When serving as Governor of New York in the 1920s, Franklin Roosevelt promoted hydropower; as a 1932 presidential candidate, and later as president, he encouraged large, federally-funded hydroelectric developments in several river basins.
Following the creation of the National Resources Planning Board a year prior, in 1934, regional planning commissions were established to investigate comprehensive river basin planning. The Pacific Northwest Regional Planning Commission, having a representative from Oregon, Montana, Idaho, and Washington, made out a report in late December of 1935 suggesting that an independent federal agency be created to market power from Bonneville and Grand Coulee dams. Modeled after the Panama Canal Company, the agency would operate the generators and transmission lines.
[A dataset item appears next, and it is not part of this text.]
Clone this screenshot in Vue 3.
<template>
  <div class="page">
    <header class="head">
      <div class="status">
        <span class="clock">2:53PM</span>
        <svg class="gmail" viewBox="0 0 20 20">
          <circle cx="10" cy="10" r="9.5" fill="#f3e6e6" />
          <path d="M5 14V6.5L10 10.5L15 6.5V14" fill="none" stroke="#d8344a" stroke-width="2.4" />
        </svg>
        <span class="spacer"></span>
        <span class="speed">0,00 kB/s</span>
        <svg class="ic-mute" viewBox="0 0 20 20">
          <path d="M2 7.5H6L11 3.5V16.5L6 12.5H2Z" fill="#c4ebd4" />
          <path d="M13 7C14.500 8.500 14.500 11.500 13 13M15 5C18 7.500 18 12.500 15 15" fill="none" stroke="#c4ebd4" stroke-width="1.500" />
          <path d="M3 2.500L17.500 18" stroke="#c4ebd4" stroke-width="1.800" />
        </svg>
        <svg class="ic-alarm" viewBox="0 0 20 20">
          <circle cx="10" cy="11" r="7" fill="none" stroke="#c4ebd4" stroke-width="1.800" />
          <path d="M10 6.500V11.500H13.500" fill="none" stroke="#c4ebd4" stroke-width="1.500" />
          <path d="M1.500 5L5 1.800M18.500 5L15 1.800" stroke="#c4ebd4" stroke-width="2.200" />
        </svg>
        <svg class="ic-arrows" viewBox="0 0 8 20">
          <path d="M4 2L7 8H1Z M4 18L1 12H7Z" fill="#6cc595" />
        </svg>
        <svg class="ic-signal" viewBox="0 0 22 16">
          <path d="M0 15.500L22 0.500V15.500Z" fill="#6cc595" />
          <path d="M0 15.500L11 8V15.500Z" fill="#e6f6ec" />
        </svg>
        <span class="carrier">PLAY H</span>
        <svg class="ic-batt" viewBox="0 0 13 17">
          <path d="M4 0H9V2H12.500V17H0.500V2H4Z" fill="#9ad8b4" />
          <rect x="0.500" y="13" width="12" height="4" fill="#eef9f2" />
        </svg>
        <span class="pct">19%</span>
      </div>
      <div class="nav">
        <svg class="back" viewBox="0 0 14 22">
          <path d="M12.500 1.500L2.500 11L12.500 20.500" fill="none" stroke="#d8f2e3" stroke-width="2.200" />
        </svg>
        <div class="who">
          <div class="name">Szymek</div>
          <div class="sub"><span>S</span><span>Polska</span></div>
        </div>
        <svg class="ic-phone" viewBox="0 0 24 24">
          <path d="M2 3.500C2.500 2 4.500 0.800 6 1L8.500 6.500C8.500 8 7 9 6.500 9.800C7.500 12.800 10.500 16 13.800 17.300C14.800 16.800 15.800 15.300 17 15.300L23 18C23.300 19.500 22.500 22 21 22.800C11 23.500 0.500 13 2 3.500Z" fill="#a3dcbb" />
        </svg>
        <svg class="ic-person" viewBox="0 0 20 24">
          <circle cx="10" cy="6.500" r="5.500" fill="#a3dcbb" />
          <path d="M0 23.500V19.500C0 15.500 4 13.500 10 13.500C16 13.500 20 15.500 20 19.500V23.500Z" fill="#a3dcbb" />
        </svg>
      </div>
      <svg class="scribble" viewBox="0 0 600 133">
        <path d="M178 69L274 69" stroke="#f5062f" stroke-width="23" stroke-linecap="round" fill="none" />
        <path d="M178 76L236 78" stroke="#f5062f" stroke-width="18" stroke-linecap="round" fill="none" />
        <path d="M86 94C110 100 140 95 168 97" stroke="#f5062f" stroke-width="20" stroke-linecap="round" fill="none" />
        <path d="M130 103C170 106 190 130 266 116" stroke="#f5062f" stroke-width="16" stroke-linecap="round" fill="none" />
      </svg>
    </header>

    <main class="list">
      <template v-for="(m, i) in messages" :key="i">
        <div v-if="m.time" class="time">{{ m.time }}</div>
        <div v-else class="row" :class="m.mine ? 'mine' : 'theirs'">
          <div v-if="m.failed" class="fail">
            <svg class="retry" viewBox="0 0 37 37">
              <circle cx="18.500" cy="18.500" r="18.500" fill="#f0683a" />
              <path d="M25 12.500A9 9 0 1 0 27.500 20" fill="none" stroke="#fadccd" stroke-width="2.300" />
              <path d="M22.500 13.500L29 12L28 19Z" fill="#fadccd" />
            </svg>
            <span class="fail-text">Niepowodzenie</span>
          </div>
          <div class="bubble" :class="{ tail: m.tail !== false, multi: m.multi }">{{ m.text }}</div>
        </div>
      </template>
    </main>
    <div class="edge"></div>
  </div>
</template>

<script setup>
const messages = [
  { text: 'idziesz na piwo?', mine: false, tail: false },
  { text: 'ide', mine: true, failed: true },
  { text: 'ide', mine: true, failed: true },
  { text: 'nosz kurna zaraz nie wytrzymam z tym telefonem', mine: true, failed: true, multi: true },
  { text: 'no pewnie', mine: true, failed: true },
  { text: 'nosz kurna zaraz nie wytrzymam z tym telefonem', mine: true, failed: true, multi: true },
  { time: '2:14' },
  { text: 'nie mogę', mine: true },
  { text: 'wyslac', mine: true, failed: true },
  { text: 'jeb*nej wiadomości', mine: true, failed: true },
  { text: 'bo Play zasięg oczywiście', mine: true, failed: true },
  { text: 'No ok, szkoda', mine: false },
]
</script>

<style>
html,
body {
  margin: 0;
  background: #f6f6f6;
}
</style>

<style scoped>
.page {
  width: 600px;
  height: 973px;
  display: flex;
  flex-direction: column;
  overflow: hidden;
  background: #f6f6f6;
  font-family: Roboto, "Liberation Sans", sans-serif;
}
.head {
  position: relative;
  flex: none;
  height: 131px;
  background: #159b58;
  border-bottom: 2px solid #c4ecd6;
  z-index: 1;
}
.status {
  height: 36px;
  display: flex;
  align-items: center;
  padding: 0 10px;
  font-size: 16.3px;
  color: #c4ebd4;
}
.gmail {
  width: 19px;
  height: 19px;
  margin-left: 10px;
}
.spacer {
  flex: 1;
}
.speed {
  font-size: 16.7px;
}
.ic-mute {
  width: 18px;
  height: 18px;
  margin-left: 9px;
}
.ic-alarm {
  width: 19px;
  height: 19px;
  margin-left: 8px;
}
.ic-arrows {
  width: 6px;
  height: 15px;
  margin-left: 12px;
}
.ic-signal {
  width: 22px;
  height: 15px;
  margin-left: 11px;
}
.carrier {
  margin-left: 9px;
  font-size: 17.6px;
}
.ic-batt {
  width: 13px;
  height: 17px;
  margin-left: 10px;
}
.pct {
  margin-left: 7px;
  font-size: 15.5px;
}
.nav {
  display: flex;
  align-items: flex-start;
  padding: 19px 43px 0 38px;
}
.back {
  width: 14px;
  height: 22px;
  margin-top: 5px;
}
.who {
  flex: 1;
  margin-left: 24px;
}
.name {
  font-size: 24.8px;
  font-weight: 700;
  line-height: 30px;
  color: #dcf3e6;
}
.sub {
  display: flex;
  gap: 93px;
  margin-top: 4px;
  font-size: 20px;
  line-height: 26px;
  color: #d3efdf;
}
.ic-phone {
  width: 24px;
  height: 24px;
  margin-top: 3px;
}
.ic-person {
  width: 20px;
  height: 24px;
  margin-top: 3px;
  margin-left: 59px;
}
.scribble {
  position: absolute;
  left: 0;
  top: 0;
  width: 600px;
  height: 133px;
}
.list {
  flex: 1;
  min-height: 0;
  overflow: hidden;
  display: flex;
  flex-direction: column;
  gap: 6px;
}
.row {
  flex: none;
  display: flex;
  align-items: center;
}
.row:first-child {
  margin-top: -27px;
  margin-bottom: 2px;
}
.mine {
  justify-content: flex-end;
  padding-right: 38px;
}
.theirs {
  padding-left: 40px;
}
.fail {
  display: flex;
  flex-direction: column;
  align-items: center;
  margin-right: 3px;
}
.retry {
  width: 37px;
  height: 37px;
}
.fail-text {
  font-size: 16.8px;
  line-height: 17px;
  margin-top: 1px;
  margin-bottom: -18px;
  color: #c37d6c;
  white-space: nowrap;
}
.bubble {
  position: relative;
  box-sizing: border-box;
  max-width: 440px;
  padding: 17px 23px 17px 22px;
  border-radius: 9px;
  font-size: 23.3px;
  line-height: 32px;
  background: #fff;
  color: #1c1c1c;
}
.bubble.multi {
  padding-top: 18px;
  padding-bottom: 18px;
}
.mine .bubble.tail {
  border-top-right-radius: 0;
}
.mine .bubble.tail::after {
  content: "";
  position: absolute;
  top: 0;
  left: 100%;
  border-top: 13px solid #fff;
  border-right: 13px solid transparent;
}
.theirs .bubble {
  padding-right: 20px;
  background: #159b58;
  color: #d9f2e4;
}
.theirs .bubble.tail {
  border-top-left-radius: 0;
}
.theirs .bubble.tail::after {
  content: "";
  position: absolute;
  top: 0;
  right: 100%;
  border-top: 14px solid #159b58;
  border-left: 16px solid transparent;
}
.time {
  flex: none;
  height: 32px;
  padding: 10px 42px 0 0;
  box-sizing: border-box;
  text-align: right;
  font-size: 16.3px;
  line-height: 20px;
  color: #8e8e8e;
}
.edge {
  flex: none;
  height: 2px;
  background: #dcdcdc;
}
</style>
The commission also recommended that power be sold for generation cost, opposed to market rate, and public utilities supply the federal power.
Construction began on Bonneville Dam and Grand Coulee Dam in 1933; Bonneville was completed in 1938, Grand Coulee in 1941.
Consisting of the Commission’s key recommendations, Congress approved the Bonneville Project Act, and Roosevelt signed it into law on August 20, 1937. The act stated that this new power agency could “market and transmit power from federal dams and . . . give preference and priority in the use of electrical energy to public bodies and cooperatives.” In 1940, the Bonneville Power Project was renamed the Bonneville Power Administration.